Task instructions: Restate the whole listing word for word. Pictures are left out.

Source material:
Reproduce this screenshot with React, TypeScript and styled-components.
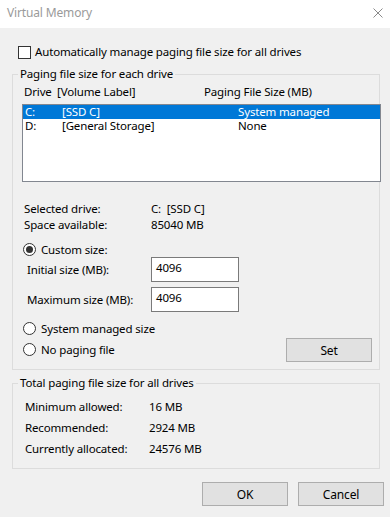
import React from 'react'
import styled, { createGlobalStyle } from 'styled-components'

const GlobalStyle = createGlobalStyle`
    html, body {
        margin: 0;
        padding: 0;
        background: #f0f0f0;
    }
    * {
        box-sizing: border-box;
    }
`

const Window = styled.div`
    width: 390px;
    height: 517px;
    background: #f0f0f0;
    font-family: "Noto Sans", "Open Sans", sans-serif;
    font-size: 11.5px;
    letter-spacing: -0.15px;
    color: #000;
    display: flex;
    flex-direction: column;
    overflow: hidden;
`

const TitleBar = styled.div`
    height: 28px;
    background: #fff;
    display: flex;
    align-items: center;
    justify-content: space-between;
    padding: 0 7px 3px 7px;
    flex-shrink: 0;
`

const Title = styled.span`
    color: #9a9a9a;
    font-size: 12px;
`

const CloseIcon = styled.svg`
    width: 10px;
    height: 10px;
`

const Body = styled.div`
    display: flex;
    flex-direction: column;
    padding: 16px 6px 0 12px;
`

const CheckRow = styled.label`
    display: flex;
    align-items: center;
    height: 16px;
    padding-left: 6px;
    gap: 4px;
    line-height: 16px;
`

const CheckBox = styled.span`
    width: 13px;
    height: 13px;
    border: 1px solid #333;
    background: #fff;
    flex-shrink: 0;
`

const Group = styled.fieldset<{ $top: number; $bottom: number }>`
    margin: ${p => p.$top}px 4px 0 0;
    padding: 0 0 ${p => p.$bottom}px 0;
    border: 1px solid #dcdcdc;
    min-width: 0;
`

const GroupTitle = styled.legend`
    margin-left: 5px;
    padding: 0 2px;
    line-height: 16px;
`

const ColumnHeader = styled.div`
    display: flex;
    margin-top: 2px;
    height: 16px;
    line-height: 16px;
    padding-left: 11px;
`

const ListBox = styled.div`
    margin: 4px 0 0 9px;
    width: 359px;
    height: 78px;
    background: #fff;
    border: 1px solid #828790;
`

const ListRow = styled.div<{ $selected?: boolean }>`
    display: flex;
    height: 14px;
    line-height: 14px;
    padding-left: 2px;
    background: ${p => (p.$selected ? '#0078d7' : 'transparent')};
    color: ${p => (p.$selected ? '#fff' : '#000')};
`

const Cell = styled.span<{ $width?: number }>`
    width: ${p => (p.$width ? `${p.$width}px` : 'auto')};
    flex-shrink: 0;
    white-space: pre;
`

const InfoGrid = styled.div<{ $top: number; $left: number; $col: number; $row: number }>`
    display: grid;
    grid-template-columns: ${p => p.$col}px auto;
    grid-auto-rows: ${p => p.$row}px;
    align-items: center;
    margin-top: ${p => p.$top}px;
    padding-left: ${p => p.$left}px;
    white-space: pre;
`

const RadioRow = styled.div<{ $top?: number }>`
    display: flex;
    align-items: center;
    gap: 5px;
    height: 16px;
    margin-top: ${p => p.$top ?? 0}px;
    padding-left: 10px;
`

const Radio = styled.span<{ $checked?: boolean }>`
    width: 13px;
    height: 13px;
    border-radius: 50%;
    border: 1px solid #333;
    background: #fff;
    flex-shrink: 0;
    display: flex;
    align-items: center;
    justify-content: center;

    &::after {
        content: '';
        width: 7px;
        height: 7px;
        border-radius: 50%;
        background: ${p => (p.$checked ? '#333' : 'transparent')};
    }
`

const FieldRow = styled.div<{ $top: number }>`
    display: flex;
    align-items: center;
    height: 25px;
    margin-top: ${p => p.$top}px;
`

const FieldLabel = styled.span`
    width: 138px;
    padding-left: 14px;
    flex-shrink: 0;
`

const TextBox = styled.div`
    width: 88px;
    height: 25px;
    background: #fff;
    border: 1px solid #7a7a7a;
    padding: 2px 0 0 4px;
    line-height: 16px;
`

const OptionsRow = styled.div`
    display: flex;
    justify-content: space-between;
    align-items: flex-start;
    margin-top: 8px;
    padding-right: 7px;
`

const RadioStack = styled.div`
    display: flex;
    flex-direction: column;
`

const Button = styled.button<{ $top?: number }>`
    width: 86px;
    height: 24px;
    margin-top: ${p => p.$top ?? 0}px;
    background: #e1e1e1;
    border: 1px solid #adadad;
    font-family: inherit;
    font-size: 12px;
    letter-spacing: -0.15px;
    color: #000;
    padding: 0;
`

const Footer = styled.div`
    display: flex;
    justify-content: flex-end;
    gap: 10px;
    margin-top: 13px;
`

const drives = [
    { letter: 'C:', label: '[SSD C]', size: 'System managed', selected: true },
    { letter: 'D:', label: '[General Storage]', size: 'None', selected: false },
]

export default function App() {
    return (
        <Window>
            <GlobalStyle />
            <TitleBar>
                <Title>Virtual Memory</Title>
                <CloseIcon viewBox="0 0 10 10">
                    <path d="M0.5 0.5 L9.5 9.5 M9.5 0.5 L0.5 9.5" stroke="#8a8a8a" strokeWidth="1" fill="none" />
                </CloseIcon>
            </TitleBar>
            <Body>
                <CheckRow>
                    <CheckBox />
                    Automatically manage paging file size for all drives
                </CheckRow>

                <Group $top={6} $bottom={7}>
                    <GroupTitle>Paging file size for each drive</GroupTitle>
                    <ColumnHeader>
                        <Cell $width={33}>Drive</Cell>
                        <Cell $width={147}>[Volume Label]</Cell>
                        <Cell>Paging File Size (MB)</Cell>
                    </ColumnHeader>
                    <ListBox>
                        {drives.map(d => (
                            <ListRow key={d.letter} $selected={d.selected}>
                                <Cell $width={37}>{d.letter}</Cell>
                                <Cell $width={176}>{d.label}</Cell>
                                <Cell>{d.size}</Cell>
                            </ListRow>
                        ))}
                    </ListBox>

                    <InfoGrid $top={18} $left={11} $col={127} $row={16}>
                        <span>Selected drive:</span>
                        <span>C:  [SSD C]</span>
                        <span>Space available:</span>
                        <span>85040 MB</span>
                    </InfoGrid>

                    <RadioRow $top={9}>
                        <Radio $checked />
                        Custom size:
                    </RadioRow>
                    <FieldRow $top={0}>
                        <FieldLabel>Initial size (MB):</FieldLabel>
                        <TextBox>4096</TextBox>
                    </FieldRow>
                    <FieldRow $top={5}>
                        <FieldLabel>Maximum size (MB):</FieldLabel>
                        <TextBox>4096</TextBox>
                    </FieldRow>

                    <OptionsRow>
                        <RadioStack>
                            <RadioRow>
                                <Radio />
                                System managed size
                            </RadioRow>
                            <RadioRow $top={5}>
                                <Radio />
                                No paging file
                            </RadioRow>
                        </RadioStack>
                        <Button $top={18}>Set</Button>
                    </OptionsRow>
                </Group>

                <Group $top={5} $bottom={9}>
                    <GroupTitle>Total paging file size for all drives</GroupTitle>
                    <InfoGrid $top={5} $left={12} $col={124} $row={21}>
                        <span>Minimum allowed:</span>
                        <span>16 MB</span>
                        <span>Recommended:</span>
                        <span>2924 MB</span>
                        <span>Currently allocated:</span>
                        <span>24576 MB</span>
                    </InfoGrid>
                </Group>

                <Footer>
                    <Button>OK</Button>
                    <Button>Cancel</Button>
                </Footer>
            </Body>
        </Window>
    )
}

Problem solution:
Reproduce this screenshot with React, TypeScript and styled-components.
import React from 'react'
import styled, { createGlobalStyle } from 'styled-components'

const GlobalStyle = createGlobalStyle`
    html, body {
        margin: 0;
        padding: 0;
        background: #f0f0f0;
    }
    * {
        box-sizing: border-box;
    }
`

const Window = styled.div`
    width: 390px;
    height: 517px;
    background: #f0f0f0;
    font-family: "Noto Sans", "Open Sans", sans-serif;
    font-size: 11.5px;
    letter-spacing: -0.15px;
    color: #000;
    display: flex;
    flex-direction: column;
    overflow: hidden;
`

const TitleBar = styled.div`
    height: 28px;
    background: #fff;
    display: flex;
    align-items: center;
    justify-content: space-between;
    padding: 0 7px 3px 7px;
    flex-shrink: 0;
`

const Title = styled.span`
    color: #9a9a9a;
    font-size: 12px;
`

const CloseIcon = styled.svg`
    width: 10px;
    height: 10px;
`

const Body = styled.div`
    display: flex;
    flex-direction: column;
    padding: 16px 6px 0 12px;
`

const CheckRow = styled.label`
    display: flex;
    align-items: center;
    height: 16px;
    padding-left: 6px;
    gap: 4px;
    line-height: 16px;
`

const CheckBox = styled.span`
    width: 13px;
    height: 13px;
    border: 1px solid #333;
    background: #fff;
    flex-shrink: 0;
`

const Group = styled.fieldset<{ $top: number; $bottom: number }>`
    margin: ${p => p.$top}px 4px 0 0;
    padding: 0 0 ${p => p.$bottom}px 0;
    border: 1px solid #dcdcdc;
    min-width: 0;
`

const GroupTitle = styled.legend`
    margin-left: 5px;
    padding: 0 2px;
    line-height: 16px;
`

const ColumnHeader = styled.div`
    display: flex;
    margin-top: 2px;
    height: 16px;
    line-height: 16px;
    padding-left: 11px;
`

const ListBox = styled.div`
    margin: 4px 0 0 9px;
    width: 359px;
    height: 78px;
    background: #fff;
    border: 1px solid #828790;
`

const ListRow = styled.div<{ $selected?: boolean }>`
    display: flex;
    height: 14px;
    line-height: 14px;
    padding-left: 2px;
    background: ${p => (p.$selected ? '#0078d7' : 'transparent')};
    color: ${p => (p.$selected ? '#fff' : '#000')};
`

const Cell = styled.span<{ $width?: number }>`
    width: ${p => (p.$width ? `${p.$width}px` : 'auto')};
    flex-shrink: 0;
    white-space: pre;
`

const InfoGrid = styled.div<{ $top: number; $left: number; $col: number; $row: number }>`
    display: grid;
    grid-template-columns: ${p => p.$col}px auto;
    grid-auto-rows: ${p => p.$row}px;
    align-items: center;
    margin-top: ${p => p.$top}px;
    padding-left: ${p => p.$left}px;
    white-space: pre;
`

const RadioRow = styled.div<{ $top?: number }>`
    display: flex;
    align-items: center;
    gap: 5px;
    height: 16px;
    margin-top: ${p => p.$top ?? 0}px;
    padding-left: 10px;
`

const Radio = styled.span<{ $checked?: boolean }>`
    width: 13px;
    height: 13px;
    border-radius: 50%;
    border: 1px solid #333;
    background: #fff;
    flex-shrink: 0;
    display: flex;
    align-items: center;
    justify-content: center;

    &::after {
        content: '';
        width: 7px;
        height: 7px;
        border-radius: 50%;
        background: ${p => (p.$checked ? '#333' : 'transparent')};
    }
`

const FieldRow = styled.div<{ $top: number }>`
    display: flex;
    align-items: center;
    height: 25px;
    margin-top: ${p => p.$top}px;
`

const FieldLabel = styled.span`
    width: 138px;
    padding-left: 14px;
    flex-shrink: 0;
`

const TextBox = styled.div`
    width: 88px;
    height: 25px;
    background: #fff;
    border: 1px solid #7a7a7a;
    padding: 2px 0 0 4px;
    line-height: 16px;
`

const OptionsRow = styled.div`
    display: flex;
    justify-content: space-between;
    align-items: flex-start;
    margin-top: 8px;
    padding-right: 7px;
`

const RadioStack = styled.div`
    display: flex;
    flex-direction: column;
`

const Button = styled.button<{ $top?: number }>`
    width: 86px;
    height: 24px;
    margin-top: ${p => p.$top ?? 0}px;
    background: #e1e1e1;
    border: 1px solid #adadad;
    font-family: inherit;
    font-size: 12px;
    letter-spacing: -0.15px;
    color: #000;
    padding: 0;
`

const Footer = styled.div`
    display: flex;
    justify-content: flex-end;
    gap: 10px;
    margin-top: 13px;
`

const drives = [
    { letter: 'C:', label: '[SSD C]', size: 'System managed', selected: true },
    { letter: 'D:', label: '[General Storage]', size: 'None', selected: false },
]

export default function App() {
    return (
        <Window>
            <GlobalStyle />
            <TitleBar>
                <Title>Virtual Memory</Title>
                <CloseIcon viewBox="0 0 10 10">
                    <path d="M0.5 0.5 L9.5 9.5 M9.5 0.5 L0.5 9.5" stroke="#8a8a8a" strokeWidth="1" fill="none" />
                </CloseIcon>
            </TitleBar>
            <Body>
                <CheckRow>
                    <CheckBox />
                    Automatically manage paging file size for all drives
                </CheckRow>

                <Group $top={6} $bottom={7}>
                    <GroupTitle>Paging file size for each drive</GroupTitle>
                    <ColumnHeader>
                        <Cell $width={33}>Drive</Cell>
                        <Cell $width={147}>[Volume Label]</Cell>
                        <Cell>Paging File Size (MB)</Cell>
                    </ColumnHeader>
                    <ListBox>
                        {drives.map(d => (
                            <ListRow key={d.letter} $selected={d.selected}>
                                <Cell $width={37}>{d.letter}</Cell>
                                <Cell $width={176}>{d.label}</Cell>
                                <Cell>{d.size}</Cell>
                            </ListRow>
                        ))}
                    </ListBox>

                    <InfoGrid $top={18} $left={11} $col={127} $row={16}>
                        <span>Selected drive:</span>
                        <span>C:  [SSD C]</span>
                        <span>Space available:</span>
                        <span>85040 MB</span>
                    </InfoGrid>

                    <RadioRow $top={9}>
                        <Radio $checked />
                        Custom size:
                    </RadioRow>
                    <FieldRow $top={0}>
                        <FieldLabel>Initial size (MB):</FieldLabel>
                        <TextBox>4096</TextBox>
                    </FieldRow>
                    <FieldRow $top={5}>
                        <FieldLabel>Maximum size (MB):</FieldLabel>
                        <TextBox>4096</TextBox>
                    </FieldRow>

                    <OptionsRow>
                        <RadioStack>
                            <RadioRow>
                                <Radio />
                                System managed size
                            </RadioRow>
                            <RadioRow $top={5}>
                                <Radio />
                                No paging file
                            </RadioRow>
                        </RadioStack>
                        <Button $top={18}>Set</Button>
                    </OptionsRow>
                </Group>

                <Group $top={5} $bottom={9}>
                    <GroupTitle>Total paging file size for all drives</GroupTitle>
                    <InfoGrid $top={5} $left={12} $col={124} $row={21}>
                        <span>Minimum allowed:</span>
                        <span>16 MB</span>
                        <span>Recommended:</span>
                        <span>2924 MB</span>
                        <span>Currently allocated:</span>
                        <span>24576 MB</span>
                    </InfoGrid>
                </Group>

                <Footer>
                    <Button>OK</Button>
                    <Button>Cancel</Button>
                </Footer>
            </Body>
        </Window>
    )
}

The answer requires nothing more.